▶ Stated problem
Copy these lines exactly and nothing else: from the line holding "Output the HTML that produces this rendering." to the line holding "</body></html>", both lines included.

▶ Record list
-- Begin --
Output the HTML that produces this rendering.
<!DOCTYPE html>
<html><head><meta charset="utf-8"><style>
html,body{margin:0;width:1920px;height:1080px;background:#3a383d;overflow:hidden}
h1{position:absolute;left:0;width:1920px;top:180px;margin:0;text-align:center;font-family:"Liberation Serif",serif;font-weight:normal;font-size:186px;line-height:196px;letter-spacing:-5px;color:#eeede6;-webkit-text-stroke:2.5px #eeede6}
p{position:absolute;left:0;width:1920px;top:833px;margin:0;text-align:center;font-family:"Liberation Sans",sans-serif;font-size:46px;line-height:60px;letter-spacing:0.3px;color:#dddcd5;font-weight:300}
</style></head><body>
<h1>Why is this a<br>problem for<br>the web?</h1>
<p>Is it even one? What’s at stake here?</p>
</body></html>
-- End --
-- Begin --
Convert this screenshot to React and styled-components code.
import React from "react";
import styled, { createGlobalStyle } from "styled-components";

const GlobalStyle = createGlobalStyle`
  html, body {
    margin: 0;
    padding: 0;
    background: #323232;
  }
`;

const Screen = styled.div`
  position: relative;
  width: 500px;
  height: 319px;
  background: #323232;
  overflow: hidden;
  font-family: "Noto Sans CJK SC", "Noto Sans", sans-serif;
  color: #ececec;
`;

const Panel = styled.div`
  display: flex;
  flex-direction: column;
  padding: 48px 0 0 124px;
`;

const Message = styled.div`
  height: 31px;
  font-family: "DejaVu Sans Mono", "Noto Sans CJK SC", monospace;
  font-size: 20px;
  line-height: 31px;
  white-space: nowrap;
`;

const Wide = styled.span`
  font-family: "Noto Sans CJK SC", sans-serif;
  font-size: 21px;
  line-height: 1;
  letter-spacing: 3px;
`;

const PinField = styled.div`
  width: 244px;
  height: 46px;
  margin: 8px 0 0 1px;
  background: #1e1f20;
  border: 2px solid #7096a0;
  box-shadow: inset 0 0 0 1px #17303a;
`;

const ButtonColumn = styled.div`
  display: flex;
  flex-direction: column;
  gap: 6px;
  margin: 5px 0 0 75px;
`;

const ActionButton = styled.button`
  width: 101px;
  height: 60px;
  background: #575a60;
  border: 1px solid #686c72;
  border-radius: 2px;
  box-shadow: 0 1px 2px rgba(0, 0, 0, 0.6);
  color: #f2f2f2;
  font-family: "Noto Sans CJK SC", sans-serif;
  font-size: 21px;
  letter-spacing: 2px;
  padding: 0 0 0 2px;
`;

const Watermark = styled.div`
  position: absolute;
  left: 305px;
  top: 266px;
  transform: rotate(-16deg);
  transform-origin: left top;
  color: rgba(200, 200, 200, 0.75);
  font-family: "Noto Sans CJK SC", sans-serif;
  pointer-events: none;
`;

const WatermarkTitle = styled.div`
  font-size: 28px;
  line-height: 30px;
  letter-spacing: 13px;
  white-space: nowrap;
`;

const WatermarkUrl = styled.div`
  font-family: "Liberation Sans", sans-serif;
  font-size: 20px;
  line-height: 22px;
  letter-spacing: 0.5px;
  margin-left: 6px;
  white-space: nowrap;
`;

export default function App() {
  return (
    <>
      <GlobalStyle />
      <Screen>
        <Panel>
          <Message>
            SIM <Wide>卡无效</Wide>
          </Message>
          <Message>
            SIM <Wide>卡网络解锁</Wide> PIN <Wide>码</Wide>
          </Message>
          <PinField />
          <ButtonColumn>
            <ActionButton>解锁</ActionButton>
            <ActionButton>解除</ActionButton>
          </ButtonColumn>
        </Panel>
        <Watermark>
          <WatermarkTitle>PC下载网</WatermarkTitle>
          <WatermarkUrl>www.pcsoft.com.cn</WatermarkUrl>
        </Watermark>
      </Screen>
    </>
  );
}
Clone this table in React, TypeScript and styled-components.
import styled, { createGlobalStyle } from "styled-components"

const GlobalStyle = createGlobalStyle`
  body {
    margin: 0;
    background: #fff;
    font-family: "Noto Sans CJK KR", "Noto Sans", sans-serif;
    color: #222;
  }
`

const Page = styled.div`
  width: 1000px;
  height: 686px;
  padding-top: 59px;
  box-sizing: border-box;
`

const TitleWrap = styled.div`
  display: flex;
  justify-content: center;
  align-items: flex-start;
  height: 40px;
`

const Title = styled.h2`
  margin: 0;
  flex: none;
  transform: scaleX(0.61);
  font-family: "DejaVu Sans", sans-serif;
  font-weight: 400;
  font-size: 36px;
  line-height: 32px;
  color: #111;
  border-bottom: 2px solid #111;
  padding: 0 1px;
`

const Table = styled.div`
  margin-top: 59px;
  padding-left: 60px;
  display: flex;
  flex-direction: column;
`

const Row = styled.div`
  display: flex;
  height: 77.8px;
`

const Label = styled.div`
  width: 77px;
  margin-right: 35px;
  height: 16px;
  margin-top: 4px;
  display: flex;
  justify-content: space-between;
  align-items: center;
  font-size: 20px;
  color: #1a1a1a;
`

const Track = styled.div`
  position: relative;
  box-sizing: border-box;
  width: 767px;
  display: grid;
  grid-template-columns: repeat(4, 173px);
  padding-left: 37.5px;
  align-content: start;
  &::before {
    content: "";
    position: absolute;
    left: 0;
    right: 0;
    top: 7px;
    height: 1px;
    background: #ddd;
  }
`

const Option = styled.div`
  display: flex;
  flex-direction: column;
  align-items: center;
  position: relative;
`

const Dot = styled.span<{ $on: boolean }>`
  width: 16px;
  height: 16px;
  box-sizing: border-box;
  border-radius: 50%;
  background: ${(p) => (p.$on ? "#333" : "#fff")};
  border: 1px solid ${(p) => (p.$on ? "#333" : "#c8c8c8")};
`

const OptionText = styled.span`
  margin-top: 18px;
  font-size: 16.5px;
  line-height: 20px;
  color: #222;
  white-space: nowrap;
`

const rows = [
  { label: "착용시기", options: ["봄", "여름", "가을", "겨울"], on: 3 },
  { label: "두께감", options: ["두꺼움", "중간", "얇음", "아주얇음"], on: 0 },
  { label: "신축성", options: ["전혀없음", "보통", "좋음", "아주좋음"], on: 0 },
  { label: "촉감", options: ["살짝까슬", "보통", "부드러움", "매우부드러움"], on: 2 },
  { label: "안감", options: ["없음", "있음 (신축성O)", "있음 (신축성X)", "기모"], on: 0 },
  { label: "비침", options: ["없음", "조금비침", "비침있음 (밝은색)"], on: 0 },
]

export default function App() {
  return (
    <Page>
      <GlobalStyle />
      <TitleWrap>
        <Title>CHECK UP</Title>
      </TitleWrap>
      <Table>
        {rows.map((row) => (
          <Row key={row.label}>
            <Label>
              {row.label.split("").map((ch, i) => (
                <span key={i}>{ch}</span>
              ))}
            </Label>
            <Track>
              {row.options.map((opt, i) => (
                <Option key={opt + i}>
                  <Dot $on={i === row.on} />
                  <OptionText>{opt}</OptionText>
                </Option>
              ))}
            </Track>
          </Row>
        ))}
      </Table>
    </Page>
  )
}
-- End --
-- Begin --
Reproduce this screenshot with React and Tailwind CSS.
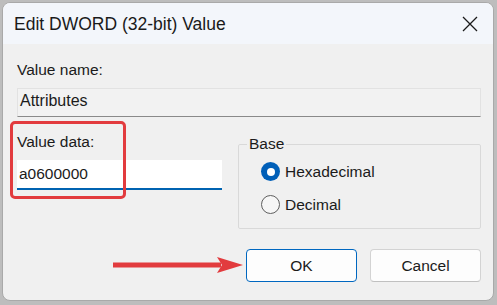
-- End --
▶ Solution for this exercise
Output the HTML that produces this rendering.
<!DOCTYPE html>
<html><head><meta charset="utf-8"><style>
html,body{margin:0;width:1920px;height:1080px;background:#3a383d;overflow:hidden}
h1{position:absolute;left:0;width:1920px;top:180px;margin:0;text-align:center;font-family:"Liberation Serif",serif;font-weight:normal;font-size:186px;line-height:196px;letter-spacing:-5px;color:#eeede6;-webkit-text-stroke:2.5px #eeede6}
p{position:absolute;left:0;width:1920px;top:833px;margin:0;text-align:center;font-family:"Liberation Sans",sans-serif;font-size:46px;line-height:60px;letter-spacing:0.3px;color:#dddcd5;font-weight:300}
</style></head><body>
<h1>Why is this a<br>problem for<br>the web?</h1>
<p>Is it even one? What’s at stake here?</p>
</body></html>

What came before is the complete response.